The heroine's purpose in the movie is still a blur. Her job is to simply appear coy and giggly while our man slithers his rubbery, lizard-like hands around every square inch of her body. Perhaps this was the director's revenge for her not conceding to dance for the film's mandatory item number. What's most obvious is that her act here looks quite desperate, yet sufficiently infused with lethargy, while she's trying to gain a foothold in the industry, mainly with the help of her fair, glossy skin. As far as the Item number is concerned, the alternative was to bring in a lady ODed on rape-pills, make her look like a purposefully provocative, towngirl-cum-pornstar and let the choreographer and composer freak out.
I have no clue as to what kind of potential the director would've looked for when he chose Manisha Koirala for his negative role. If a floating buoy in the middle of an ocean could channel emotion, even that will beat the competition with "Raaja Raajeswari" and her fixed, walk-on-the-clouds look, stoical facial reactions and an emotional quotient ranging anywhere within those of a mosquito.
I have profound respect for Vivek as an accomplished comedian. He is one of the last few talents in the industry who can make even a murderous goon roar with laughter. But for his role in Maapilai, I'm guessing the poor man must have been given a roll of toilet-paper for his script, and simply act-out his outraged reaction to the insult. His antics and attempts at humor are both disturbing and depressing, with an accent so fake, you might think he's trying to portray a vocally handicapped person. But even that possibility is ruled out, when he doubles as a clown pretending to be a rich-rich-RICHer fellow than our villi herself, to aid our hero's sinister plans.

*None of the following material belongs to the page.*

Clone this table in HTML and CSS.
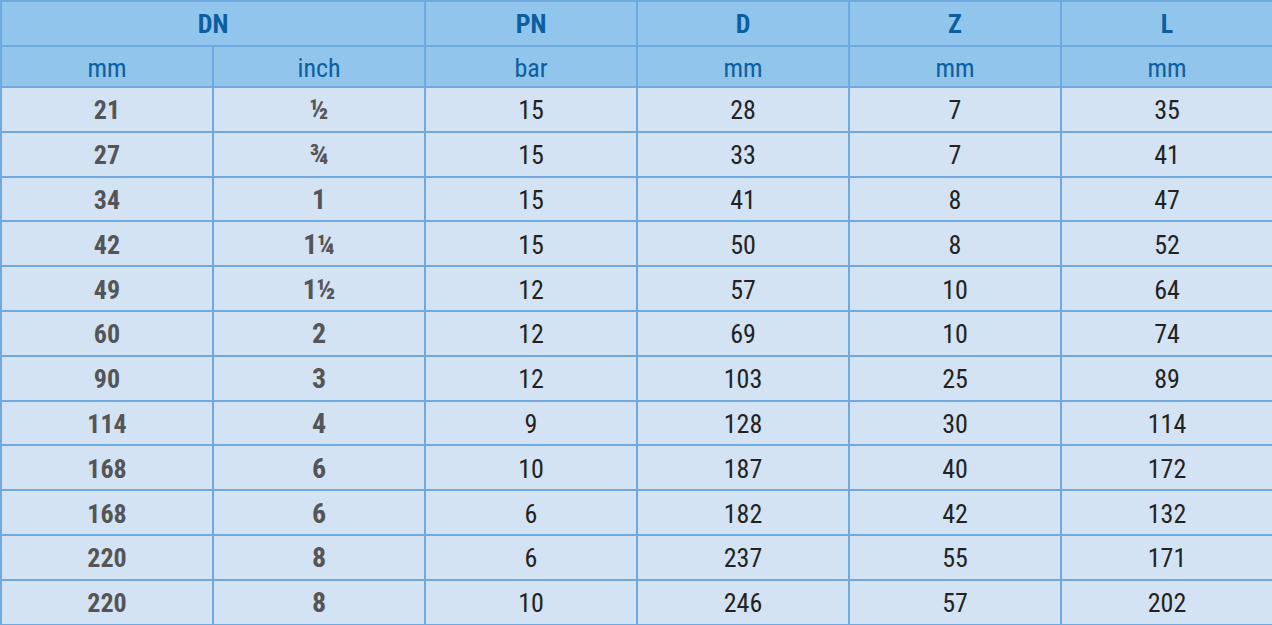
FILE: index.html
```html
<!DOCTYPE html>
<html>
<head>
<meta charset="utf-8">
<link rel="stylesheet" href="styles.css">
</head>
<body>
<table class="spec">
  <colgroup>
    <col class="c"><col class="c"><col class="c"><col class="c"><col class="c"><col class="c">
  </colgroup>
  <thead>
    <tr class="h1">
      <th colspan="2">DN</th><th>PN</th><th>D</th><th>Z</th><th>L</th>
    </tr>
    <tr class="h2">
      <th>mm</th><th>inch</th><th>bar</th><th>mm</th><th>mm</th><th>mm</th>
    </tr>
  </thead>
  <tbody>
    <tr><td class="b">21</td><td class="b">½</td><td>15</td><td>28</td><td>7</td><td>35</td></tr>
    <tr><td class="b">27</td><td class="b">¾</td><td>15</td><td>33</td><td>7</td><td>41</td></tr>
    <tr><td class="b">34</td><td class="b">1</td><td>15</td><td>41</td><td>8</td><td>47</td></tr>
    <tr><td class="b">42</td><td class="b">1¼</td><td>15</td><td>50</td><td>8</td><td>52</td></tr>
    <tr><td class="b">49</td><td class="b">1½</td><td>12</td><td>57</td><td>10</td><td>64</td></tr>
    <tr><td class="b">60</td><td class="b">2</td><td>12</td><td>69</td><td>10</td><td>74</td></tr>
    <tr><td class="b">90</td><td class="b">3</td><td>12</td><td>103</td><td>25</td><td>89</td></tr>
    <tr><td class="b">114</td><td class="b">4</td><td>9</td><td>128</td><td>30</td><td>114</td></tr>
    <tr><td class="b">168</td><td class="b">6</td><td>10</td><td>187</td><td>40</td><td>172</td></tr>
    <tr><td class="b">168</td><td class="b">6</td><td>6</td><td>182</td><td>42</td><td>132</td></tr>
    <tr><td class="b">220</td><td class="b">8</td><td>6</td><td>237</td><td>55</td><td>171</td></tr>
    <tr><td class="b">220</td><td class="b">8</td><td>10</td><td>246</td><td>57</td><td>202</td></tr>
  </tbody>
</table>
</body>
</html>
```
FILE: styles.css
```css
html, body {
  margin: 0;
  padding: 0;
  background: #ffffff;
}
.spec {
  width: 1272px;
  border-collapse: collapse;
  table-layout: fixed;
  font-family: "Roboto Condensed", "DejaVu Sans Condensed", "Liberation Sans", sans-serif;
  font-stretch: condensed;
  font-size: 26px;
  line-height: 26px;
  text-align: center;
}
.spec .c {
  width: 212px;
}
.spec th, .spec td {
  border: 2px solid #6eaadf;
  padding: 0;
  vertical-align: middle;
}
.spec th {
  background: #92c5eb;
  color: #0b5f9f;
}
.h1 th {
  height: 43px;
  font-weight: bold;
}
.h2 th {
  height: 39px;
  font-weight: normal;
  padding-top: 2px;
  height: 37px;
}
.spec td {
  background: #d3e3f4;
  color: #222222;
  height: 40.8px;
  padding-top: 2px;
}
.spec td.b {
  color: #555557;
  font-weight: bold;
}
.spec td.b:nth-child(2) {
  font-size: 28px;
}
```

The traditional six-pack dance sequences don't add much to aid the story. So do the enormous fight sequences. But is that deterrent enough to keep our producer from spending more than half his budget on them? Chaansey illa. Doing away with these elements in a masala movie is tantamount to sacrilege. It's an industry, after all..let everyone, even the extras have their portion of the cash-crop. The masala-genre to Indian cinema, is after all the exact opposite of what junk food is, to the vegan diet.
I haven't had the chance to watch the much talked-about predecessor to this movie, which is what has been copied into this film. Apparently the older film was a runaway hit and had garnered a lot of acclaim for the superstar. And since Dhanush is now on a mission to copy-paste whatever his father-in-law has accomplished, he's probably under the impression that his career trajectory is on a preset path. All he has to do is to pick out any one of the superstar's hits, add some "low-class cheri" element to it, and consider himself re-invented. He is either everything his father-in-law hoped for, or every single shred of his worst fears, very neatly compiled.

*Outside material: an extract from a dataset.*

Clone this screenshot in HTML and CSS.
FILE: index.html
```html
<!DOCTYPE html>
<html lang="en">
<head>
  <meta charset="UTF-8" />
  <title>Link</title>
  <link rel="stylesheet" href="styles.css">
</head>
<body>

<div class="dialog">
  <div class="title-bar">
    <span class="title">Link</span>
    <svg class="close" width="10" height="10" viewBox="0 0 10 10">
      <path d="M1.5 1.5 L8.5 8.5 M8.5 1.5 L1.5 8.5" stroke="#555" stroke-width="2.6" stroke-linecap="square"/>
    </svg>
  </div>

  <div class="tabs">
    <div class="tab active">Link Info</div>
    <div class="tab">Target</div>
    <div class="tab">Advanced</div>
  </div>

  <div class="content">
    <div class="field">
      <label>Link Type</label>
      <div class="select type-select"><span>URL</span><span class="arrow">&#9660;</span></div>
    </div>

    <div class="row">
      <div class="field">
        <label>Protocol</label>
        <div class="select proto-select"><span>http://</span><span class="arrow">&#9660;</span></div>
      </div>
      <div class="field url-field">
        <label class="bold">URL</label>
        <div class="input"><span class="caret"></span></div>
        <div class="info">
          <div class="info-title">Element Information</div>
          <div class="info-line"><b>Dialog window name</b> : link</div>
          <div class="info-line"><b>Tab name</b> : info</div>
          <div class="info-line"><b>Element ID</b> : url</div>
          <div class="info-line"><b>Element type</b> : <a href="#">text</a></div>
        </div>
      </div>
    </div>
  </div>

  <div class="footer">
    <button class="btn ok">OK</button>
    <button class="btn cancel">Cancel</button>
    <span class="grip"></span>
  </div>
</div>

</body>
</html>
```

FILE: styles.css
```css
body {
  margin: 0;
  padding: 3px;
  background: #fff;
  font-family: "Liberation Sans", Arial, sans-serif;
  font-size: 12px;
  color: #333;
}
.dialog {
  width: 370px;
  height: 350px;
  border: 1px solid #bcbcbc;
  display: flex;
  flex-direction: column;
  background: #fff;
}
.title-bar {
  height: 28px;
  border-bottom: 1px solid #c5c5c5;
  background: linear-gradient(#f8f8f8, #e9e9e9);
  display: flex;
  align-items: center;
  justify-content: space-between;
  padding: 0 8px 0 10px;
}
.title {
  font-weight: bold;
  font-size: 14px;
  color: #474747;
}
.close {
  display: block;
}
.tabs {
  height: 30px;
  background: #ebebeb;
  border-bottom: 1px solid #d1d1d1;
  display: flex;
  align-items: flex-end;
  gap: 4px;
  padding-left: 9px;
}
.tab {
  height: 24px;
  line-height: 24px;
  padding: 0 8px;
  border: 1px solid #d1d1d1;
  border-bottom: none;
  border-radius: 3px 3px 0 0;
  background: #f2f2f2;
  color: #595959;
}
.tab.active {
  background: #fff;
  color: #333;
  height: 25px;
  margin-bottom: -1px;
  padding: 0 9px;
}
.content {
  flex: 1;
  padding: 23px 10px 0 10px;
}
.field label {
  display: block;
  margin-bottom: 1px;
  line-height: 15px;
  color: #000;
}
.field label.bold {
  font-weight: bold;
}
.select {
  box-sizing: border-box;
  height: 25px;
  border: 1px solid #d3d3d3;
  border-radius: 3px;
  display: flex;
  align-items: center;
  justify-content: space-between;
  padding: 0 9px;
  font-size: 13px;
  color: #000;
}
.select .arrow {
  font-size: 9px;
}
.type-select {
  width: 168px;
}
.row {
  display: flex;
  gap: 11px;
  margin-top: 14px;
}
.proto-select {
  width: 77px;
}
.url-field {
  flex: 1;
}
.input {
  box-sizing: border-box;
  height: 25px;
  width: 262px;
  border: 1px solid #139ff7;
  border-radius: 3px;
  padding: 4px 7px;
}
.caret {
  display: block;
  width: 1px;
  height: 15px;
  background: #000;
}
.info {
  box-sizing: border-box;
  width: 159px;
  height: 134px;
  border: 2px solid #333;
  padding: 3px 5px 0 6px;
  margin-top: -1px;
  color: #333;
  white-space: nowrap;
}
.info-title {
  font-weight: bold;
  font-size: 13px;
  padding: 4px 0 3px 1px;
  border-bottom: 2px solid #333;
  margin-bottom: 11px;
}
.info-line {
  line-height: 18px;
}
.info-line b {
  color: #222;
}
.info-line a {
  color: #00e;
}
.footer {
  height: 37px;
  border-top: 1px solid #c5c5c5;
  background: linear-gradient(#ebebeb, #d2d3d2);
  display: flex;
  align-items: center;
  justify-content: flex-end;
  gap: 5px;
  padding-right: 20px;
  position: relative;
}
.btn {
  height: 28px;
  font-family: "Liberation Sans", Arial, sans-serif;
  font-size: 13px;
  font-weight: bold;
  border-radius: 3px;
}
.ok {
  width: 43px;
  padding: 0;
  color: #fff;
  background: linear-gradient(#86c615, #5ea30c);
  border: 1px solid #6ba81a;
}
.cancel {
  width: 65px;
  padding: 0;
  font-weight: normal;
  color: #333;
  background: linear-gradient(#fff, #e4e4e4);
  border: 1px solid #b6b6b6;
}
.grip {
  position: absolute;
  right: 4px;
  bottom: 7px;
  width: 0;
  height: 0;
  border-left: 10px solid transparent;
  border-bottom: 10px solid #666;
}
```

In spite of the fact that Maapilai fully matched up to my expectations and ended up being a tirade that will forever aid as a negative low-point in my experience with movies in general, it couldn't match-up to what my previous torture-chamber inside a screening of golmaal-3 could provide. Still, the purpose was achieved and I came out of the hall feeling satisfactorily emaciated and unnerved. And to prove my point, I went back to the same hall the very next night, to watch Liam Neeson in Unknown and Mysskin's Yudham Sei back-to-back. Words couldn't describe how pleased I was with both, insomuch that I felt like I was watching something as epic as Inception. As for my lovely niece, roaring with laughter at my shell-shocked face, while walking out of the cinema hall, I'm just happy she isn't being judgmental about me for having let her watch this load of crap.